### Your instructions
All the entries need to be quoted exactly, apart from the pictures, which you should drop.

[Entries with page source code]
────────────────

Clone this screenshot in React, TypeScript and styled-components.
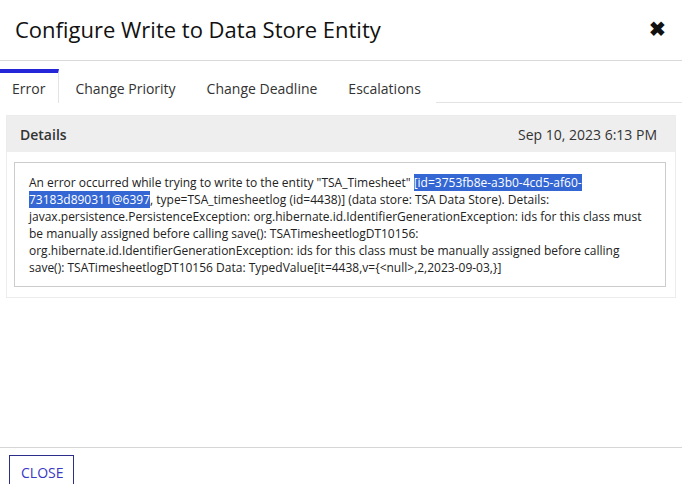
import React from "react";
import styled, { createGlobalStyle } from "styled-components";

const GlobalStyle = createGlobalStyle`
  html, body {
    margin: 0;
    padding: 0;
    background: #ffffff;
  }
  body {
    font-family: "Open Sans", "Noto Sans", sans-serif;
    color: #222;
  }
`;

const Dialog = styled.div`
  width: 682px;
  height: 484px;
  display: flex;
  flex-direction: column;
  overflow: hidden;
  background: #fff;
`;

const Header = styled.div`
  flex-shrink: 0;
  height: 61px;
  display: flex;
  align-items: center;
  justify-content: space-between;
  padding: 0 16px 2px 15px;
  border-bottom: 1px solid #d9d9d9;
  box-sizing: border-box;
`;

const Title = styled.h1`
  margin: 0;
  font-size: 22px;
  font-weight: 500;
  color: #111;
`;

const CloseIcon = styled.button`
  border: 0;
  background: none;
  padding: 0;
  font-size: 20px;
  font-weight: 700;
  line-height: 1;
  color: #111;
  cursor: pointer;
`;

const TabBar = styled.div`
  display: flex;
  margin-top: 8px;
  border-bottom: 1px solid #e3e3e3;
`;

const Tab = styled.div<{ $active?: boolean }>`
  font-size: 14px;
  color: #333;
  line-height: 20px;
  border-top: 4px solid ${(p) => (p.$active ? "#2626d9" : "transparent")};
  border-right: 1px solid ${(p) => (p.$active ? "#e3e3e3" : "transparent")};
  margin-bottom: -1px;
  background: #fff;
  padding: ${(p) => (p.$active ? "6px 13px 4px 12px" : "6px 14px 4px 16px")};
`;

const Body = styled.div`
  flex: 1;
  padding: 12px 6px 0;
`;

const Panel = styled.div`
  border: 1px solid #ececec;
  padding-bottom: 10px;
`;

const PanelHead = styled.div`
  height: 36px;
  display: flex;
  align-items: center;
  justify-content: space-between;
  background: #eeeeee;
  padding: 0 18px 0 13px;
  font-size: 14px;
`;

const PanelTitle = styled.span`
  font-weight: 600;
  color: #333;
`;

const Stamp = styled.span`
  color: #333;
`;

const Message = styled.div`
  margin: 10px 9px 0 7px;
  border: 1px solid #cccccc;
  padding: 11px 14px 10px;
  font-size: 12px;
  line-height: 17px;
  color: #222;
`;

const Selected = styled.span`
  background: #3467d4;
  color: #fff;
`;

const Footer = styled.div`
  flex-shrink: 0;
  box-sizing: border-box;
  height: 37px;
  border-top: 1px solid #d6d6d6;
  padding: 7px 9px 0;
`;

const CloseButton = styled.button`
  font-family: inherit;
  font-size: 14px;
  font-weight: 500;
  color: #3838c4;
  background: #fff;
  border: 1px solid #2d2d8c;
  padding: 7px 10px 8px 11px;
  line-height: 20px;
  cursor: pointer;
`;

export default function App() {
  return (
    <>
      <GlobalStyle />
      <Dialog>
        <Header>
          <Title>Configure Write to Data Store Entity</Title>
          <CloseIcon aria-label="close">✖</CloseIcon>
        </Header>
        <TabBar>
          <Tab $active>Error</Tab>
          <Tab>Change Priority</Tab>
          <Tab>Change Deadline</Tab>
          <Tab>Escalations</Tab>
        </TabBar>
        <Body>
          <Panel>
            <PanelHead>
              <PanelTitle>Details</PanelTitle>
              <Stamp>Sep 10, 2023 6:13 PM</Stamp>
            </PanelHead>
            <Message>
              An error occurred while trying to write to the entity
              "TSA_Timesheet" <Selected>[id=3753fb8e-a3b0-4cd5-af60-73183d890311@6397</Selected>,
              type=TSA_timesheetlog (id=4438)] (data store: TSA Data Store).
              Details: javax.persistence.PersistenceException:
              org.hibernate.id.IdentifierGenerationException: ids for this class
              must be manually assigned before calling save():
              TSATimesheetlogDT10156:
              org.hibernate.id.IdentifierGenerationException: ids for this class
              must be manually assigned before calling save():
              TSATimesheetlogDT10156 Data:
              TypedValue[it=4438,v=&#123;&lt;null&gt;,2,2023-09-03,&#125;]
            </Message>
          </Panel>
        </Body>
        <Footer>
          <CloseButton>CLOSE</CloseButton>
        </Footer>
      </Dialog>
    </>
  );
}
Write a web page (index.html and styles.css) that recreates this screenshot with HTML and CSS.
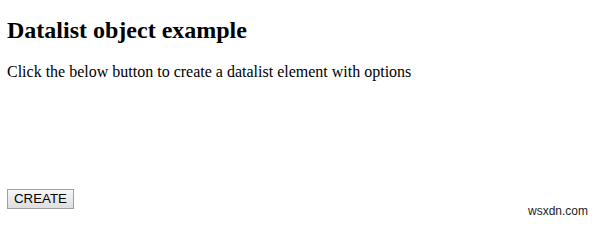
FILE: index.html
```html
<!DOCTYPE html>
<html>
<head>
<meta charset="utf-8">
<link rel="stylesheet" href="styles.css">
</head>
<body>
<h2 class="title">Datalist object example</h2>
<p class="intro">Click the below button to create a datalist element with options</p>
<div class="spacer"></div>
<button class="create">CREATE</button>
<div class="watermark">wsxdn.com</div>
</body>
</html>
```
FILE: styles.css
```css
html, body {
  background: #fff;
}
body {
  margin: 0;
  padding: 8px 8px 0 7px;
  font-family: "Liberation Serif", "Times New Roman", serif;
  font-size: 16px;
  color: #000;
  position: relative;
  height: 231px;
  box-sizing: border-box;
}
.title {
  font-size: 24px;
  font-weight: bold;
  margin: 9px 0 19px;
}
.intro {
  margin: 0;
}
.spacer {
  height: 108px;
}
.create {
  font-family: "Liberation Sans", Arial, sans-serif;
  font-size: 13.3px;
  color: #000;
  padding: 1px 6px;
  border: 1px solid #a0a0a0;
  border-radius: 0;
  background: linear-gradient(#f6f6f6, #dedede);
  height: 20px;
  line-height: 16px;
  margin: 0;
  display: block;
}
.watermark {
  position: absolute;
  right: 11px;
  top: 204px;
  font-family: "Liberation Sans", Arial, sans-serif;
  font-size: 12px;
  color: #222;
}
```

────────────────

### Complete response
Clone this screenshot in React, TypeScript and styled-components.
import React from "react";
import styled, { createGlobalStyle } from "styled-components";

const GlobalStyle = createGlobalStyle`
  html, body {
    margin: 0;
    padding: 0;
    background: #ffffff;
  }
  body {
    font-family: "Open Sans", "Noto Sans", sans-serif;
    color: #222;
  }
`;

const Dialog = styled.div`
  width: 682px;
  height: 484px;
  display: flex;
  flex-direction: column;
  overflow: hidden;
  background: #fff;
`;

const Header = styled.div`
  flex-shrink: 0;
  height: 61px;
  display: flex;
  align-items: center;
  justify-content: space-between;
  padding: 0 16px 2px 15px;
  border-bottom: 1px solid #d9d9d9;
  box-sizing: border-box;
`;

const Title = styled.h1`
  margin: 0;
  font-size: 22px;
  font-weight: 500;
  color: #111;
`;

const CloseIcon = styled.button`
  border: 0;
  background: none;
  padding: 0;
  font-size: 20px;
  font-weight: 700;
  line-height: 1;
  color: #111;
  cursor: pointer;
`;

const TabBar = styled.div`
  display: flex;
  margin-top: 8px;
  border-bottom: 1px solid #e3e3e3;
`;

const Tab = styled.div<{ $active?: boolean }>`
  font-size: 14px;
  color: #333;
  line-height: 20px;
  border-top: 4px solid ${(p) => (p.$active ? "#2626d9" : "transparent")};
  border-right: 1px solid ${(p) => (p.$active ? "#e3e3e3" : "transparent")};
  margin-bottom: -1px;
  background: #fff;
  padding: ${(p) => (p.$active ? "6px 13px 4px 12px" : "6px 14px 4px 16px")};
`;

const Body = styled.div`
  flex: 1;
  padding: 12px 6px 0;
`;

const Panel = styled.div`
  border: 1px solid #ececec;
  padding-bottom: 10px;
`;

const PanelHead = styled.div`
  height: 36px;
  display: flex;
  align-items: center;
  justify-content: space-between;
  background: #eeeeee;
  padding: 0 18px 0 13px;
  font-size: 14px;
`;

const PanelTitle = styled.span`
  font-weight: 600;
  color: #333;
`;

const Stamp = styled.span`
  color: #333;
`;

const Message = styled.div`
  margin: 10px 9px 0 7px;
  border: 1px solid #cccccc;
  padding: 11px 14px 10px;
  font-size: 12px;
  line-height: 17px;
  color: #222;
`;

const Selected = styled.span`
  background: #3467d4;
  color: #fff;
`;

const Footer = styled.div`
  flex-shrink: 0;
  box-sizing: border-box;
  height: 37px;
  border-top: 1px solid #d6d6d6;
  padding: 7px 9px 0;
`;

const CloseButton = styled.button`
  font-family: inherit;
  font-size: 14px;
  font-weight: 500;
  color: #3838c4;
  background: #fff;
  border: 1px solid #2d2d8c;
  padding: 7px 10px 8px 11px;
  line-height: 20px;
  cursor: pointer;
`;

export default function App() {
  return (
    <>
      <GlobalStyle />
      <Dialog>
        <Header>
          <Title>Configure Write to Data Store Entity</Title>
          <CloseIcon aria-label="close">✖</CloseIcon>
        </Header>
        <TabBar>
          <Tab $active>Error</Tab>
          <Tab>Change Priority</Tab>
          <Tab>Change Deadline</Tab>
          <Tab>Escalations</Tab>
        </TabBar>
        <Body>
          <Panel>
            <PanelHead>
              <PanelTitle>Details</PanelTitle>
              <Stamp>Sep 10, 2023 6:13 PM</Stamp>
            </PanelHead>
            <Message>
              An error occurred while trying to write to the entity
              "TSA_Timesheet" <Selected>[id=3753fb8e-a3b0-4cd5-af60-73183d890311@6397</Selected>,
              type=TSA_timesheetlog (id=4438)] (data store: TSA Data Store).
              Details: javax.persistence.PersistenceException:
              org.hibernate.id.IdentifierGenerationException: ids for this class
              must be manually assigned before calling save():
              TSATimesheetlogDT10156:
              org.hibernate.id.IdentifierGenerationException: ids for this class
              must be manually assigned before calling save():
              TSATimesheetlogDT10156 Data:
              TypedValue[it=4438,v=&#123;&lt;null&gt;,2,2023-09-03,&#125;]
            </Message>
          </Panel>
        </Body>
        <Footer>
          <CloseButton>CLOSE</CloseButton>
        </Footer>
      </Dialog>
    </>
  );
}
Write a web page (index.html and styles.css) that recreates this screenshot with HTML and CSS.
FILE: index.html
```html
<!DOCTYPE html>
<html>
<head>
<meta charset="utf-8">
<link rel="stylesheet" href="styles.css">
</head>
<body>
<h2 class="title">Datalist object example</h2>
<p class="intro">Click the below button to create a datalist element with options</p>
<div class="spacer"></div>
<button class="create">CREATE</button>
<div class="watermark">wsxdn.com</div>
</body>
</html>
```
FILE: styles.css
```css
html, body {
  background: #fff;
}
body {
  margin: 0;
  padding: 8px 8px 0 7px;
  font-family: "Liberation Serif", "Times New Roman", serif;
  font-size: 16px;
  color: #000;
  position: relative;
  height: 231px;
  box-sizing: border-box;
}
.title {
  font-size: 24px;
  font-weight: bold;
  margin: 9px 0 19px;
}
.intro {
  margin: 0;
}
.spacer {
  height: 108px;
}
.create {
  font-family: "Liberation Sans", Arial, sans-serif;
  font-size: 13.3px;
  color: #000;
  padding: 1px 6px;
  border: 1px solid #a0a0a0;
  border-radius: 0;
  background: linear-gradient(#f6f6f6, #dedede);
  height: 20px;
  line-height: 16px;
  margin: 0;
  display: block;
}
.watermark {
  position: absolute;
  right: 11px;
  top: 204px;
  font-family: "Liberation Sans", Arial, sans-serif;
  font-size: 12px;
  color: #222;
}
```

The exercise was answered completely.